* BEGIN DATASET EXCERPT *
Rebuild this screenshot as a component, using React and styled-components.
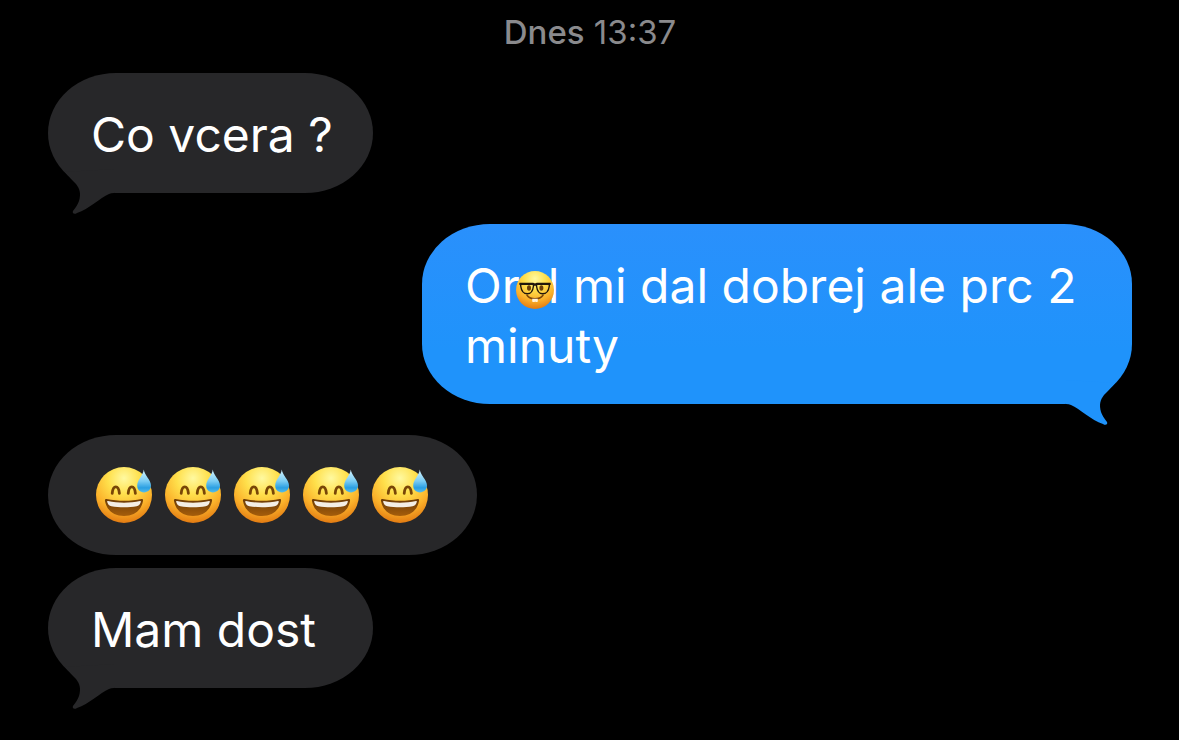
import React from 'react';
import styled, { createGlobalStyle } from 'styled-components';

const messages = [
  { id: 1, side: 'in', tail: true, body: 'Co vcera ?' },
  { id: 2, side: 'out', tail: true, body: <NerdMessage /> },
  { id: 3, side: 'in', tail: false, body: <SweatRow count={5} /> },
  { id: 4, side: 'in', tail: true, body: 'Mam dost' },
];

const App = () => {
  return (
    <>
      <GlobalStyle />
      <EmojiGradients />
      <Chat>
        <Timestamp>
          <strong>Dnes</strong> 13:37
        </Timestamp>

        <MessageList>
          {messages.map(({ id, side, tail, body }) => (
            <Message key={id} $side={side} $tail={tail}>
              <Bubble $side={side}>
                {body}
                {tail && <BubbleTail side={side} />}
              </Bubble>
            </Message>
          ))}
        </MessageList>
      </Chat>
    </>
  );
};

export default App;

function NerdMessage() {
  return (
    <>
      Or
      <NerdSlot>
        <NerdFace />
      </NerdSlot>
      l mi dal dobrej ale prc 2 minuty
    </>
  );
}

function SweatRow({ count }) {
  return (
    <EmojiRow>
      {Array.from({ length: count }, (_, i) => (
        <SweatFace key={i} />
      ))}
    </EmojiRow>
  );
}

const BubbleTail = ({ side }) => {
  return (
    <Tail $side={side} viewBox="0 0 56 48" aria-hidden="true">
      <path d="M7 3 C10 7 14 11 18 15 C22 20 23 25 21 32 C20 35 18 38 15 42 C14 44 16 46 19 44 C31 40 42 29 51 25 Q53 24 56 24 L56 0 Z" />
    </Tail>
  );
};

const EmojiGradients = () => {
  return (
    <Defs aria-hidden="true">
      <defs>
        <radialGradient id="face" cx="0.5" cy="0.2" r="0.82">
          <stop offset="0" stopColor="#fff9a0" />
          <stop offset="0.35" stopColor="#ffe04c" />
          <stop offset="0.7" stopColor="#fbb12a" />
          <stop offset="1" stopColor="#e07610" />
        </radialGradient>
        <linearGradient id="drop" x1="0" y1="0" x2="0" y2="1">
          <stop offset="0" stopColor="#d3f3ff" />
          <stop offset="0.5" stopColor="#7ccdf3" />
          <stop offset="0.8" stopColor="#2a9fe2" />
          <stop offset="1" stopColor="#55bdec" />
        </linearGradient>
        <linearGradient id="mouth" x1="0" y1="0" x2="0" y2="1">
          <stop offset="0" stopColor="#6b3b06" />
          <stop offset="1" stopColor="#a55d0b" />
        </linearGradient>
      </defs>
    </Defs>
  );
};

const SweatFace = () => {
  return (
    <Sweat viewBox="0 0 56 56" role="img" aria-label="😅">
      <circle cx="28" cy="28" r="28" fill="url(#face)" />
      <g fill="none" stroke="#784607" strokeWidth="2.8" strokeLinecap="round">
        <path d="M16.2 26.4 C17 17.6 22.6 17.6 23.4 26.4" />
        <path d="M32.2 26.4 C33 17.6 38.6 17.6 39.4 26.4" />
      </g>
      <path
        d="M10.5 32 C22 34.4 35 34.4 45.5 32 C46.8 31.8 47.3 32.7 47 34 C45 44 38 49 28 49 C18 49 11 44 9 34 C8.7 32.7 9.3 31.8 10.5 32 Z"
        fill="url(#mouth)"
      />
      <path
        d="M12 34 C22 36.2 34 36.2 44 34 C44.8 34 45 34.4 44.7 35.2 C44 37.6 42.8 38.8 40.6 39.2 C33 40.6 23 40.6 15.4 39.2 C13.2 38.8 12 37.6 11.3 35.2 C11 34.4 11.2 34 12 34 Z"
        fill="#f4eee5"
      />
      <path
        d="M47.8 2.6 C48.6 8.6 55 13 55 18.6 C55 22.6 51.8 25.4 48 25.4 C44 25.4 41.2 22.6 41.2 18.8 C41.2 13 47 8.6 47.8 2.6 Z"
        fill="url(#drop)"
      />
    </Sweat>
  );
};

const NerdFace = () => {
  return (
    <Nerd viewBox="0 0 38 38" role="img" aria-label="🤓">
      <circle cx="19" cy="19" r="19" fill="url(#face)" />
      <ellipse cx="13" cy="17" rx="2" ry="2.8" fill="#6c3e08" />
      <ellipse cx="25.4" cy="17" rx="2" ry="2.8" fill="#6c3e08" />
      <path
        d="M11 24.2 C14.5 29 23.5 29 27 24.2"
        fill="none"
        stroke="#7a4308"
        strokeWidth="1.5"
        strokeLinecap="round"
      />
      <path d="M16.2 27.8 H21.8 V30.6 Q20.4 31.6 19.2 30.6 Q17.6 31.6 16.2 30.6 Z" fill="#fff3df" />
      <g fill="none" stroke="#21170c">
        <path
          d="M4.5 12.6 H16 Q17.8 12.8 17.4 15.5 C16.8 20 15 22.8 11.4 22.8 C7.5 22.8 5.4 20 4.8 15.5 Z"
          strokeWidth="1.4"
        />
        <path
          d="M33.5 12.6 H22 Q20.2 12.8 20.6 15.5 C21.2 20 23 22.8 26.6 22.8 C30.5 22.8 32.6 20 33.2 15.5 Z"
          strokeWidth="1.4"
        />
        <path d="M3.4 12.8 H17 L19 13.8 L21 12.8 H34.6" strokeWidth="2.2" />
      </g>
    </Nerd>
  );
};

const GlobalStyle = createGlobalStyle`
  body {
    margin: 0;
    background: #000;
  }
`;

const Chat = styled.main`
  padding: 8px 47px 52px 48px;
  font-family: Inter, 'Liberation Sans', sans-serif;
  color: #fff;
`;

const Timestamp = styled.header`
  margin-bottom: 17px;
  text-align: center;
  font-size: 33px;
  line-height: 48px;
  color: #8a8a8d;

  & strong {
    font-weight: 500;
  }
`;

const MessageList = styled.ul`
  margin: 0;
  padding: 0;
  list-style-type: none;
`;

const Message = styled.li`
  display: flex;
  justify-content: ${({ $side }) => ($side === 'out' ? 'flex-end' : 'flex-start')};

  &:not(:last-child) {
    margin-bottom: ${({ $tail }) => ($tail ? '31px' : '13px')};
  }
`;

const Bubble = styled.div`
  position: relative;
  box-sizing: border-box;
  min-width: 325px;
  max-width: 710px;
  padding: 32px 40px 28px 43px;
  border-radius: 68px / 60px;
  background: ${({ $side }) =>
    $side === 'out' ? 'linear-gradient(#2a90fc, #1f93fb 70%)' : '#272729'};
  color: #fff;
  fill: ${({ $side }) => ($side === 'out' ? '#1f93fb' : '#272729')};
  font-size: 48px;
  line-height: 60px;
`;

const Tail = styled.svg`
  position: absolute;
  bottom: -24px;
  ${({ $side }) => ($side === 'out' ? 'right: 10px;' : 'left: 10px;')}
  width: 56px;
  height: 48px;
  transform: ${({ $side }) => ($side === 'out' ? 'scaleX(-1)' : 'none')};
`;

const EmojiRow = styled.div`
  display: flex;
  align-items: center;
  gap: 13px;
  height: 56px;
  padding: 0 9px 4px 5px;
`;

const Sweat = styled.svg`
  width: 56px;
  height: 56px;
`;

const NerdSlot = styled.span`
  position: relative;
  display: inline-block;
  width: 28px;
  height: 28px;
`;

const Nerd = styled.svg`
  position: absolute;
  top: -4px;
  left: -4px;
  width: 38px;
  height: 38px;
`;

const Defs = styled.svg`
  position: absolute;
  width: 0;
  height: 0;
`;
* END DATASET EXCERPT *
OBJECTIVE: Go through the lines above. Select every one that has the string "components".

WRITTEN SOLUTION:
Rebuild this screenshot as a component, using React and styled-components.
import styled, { createGlobalStyle } from 'styled-components';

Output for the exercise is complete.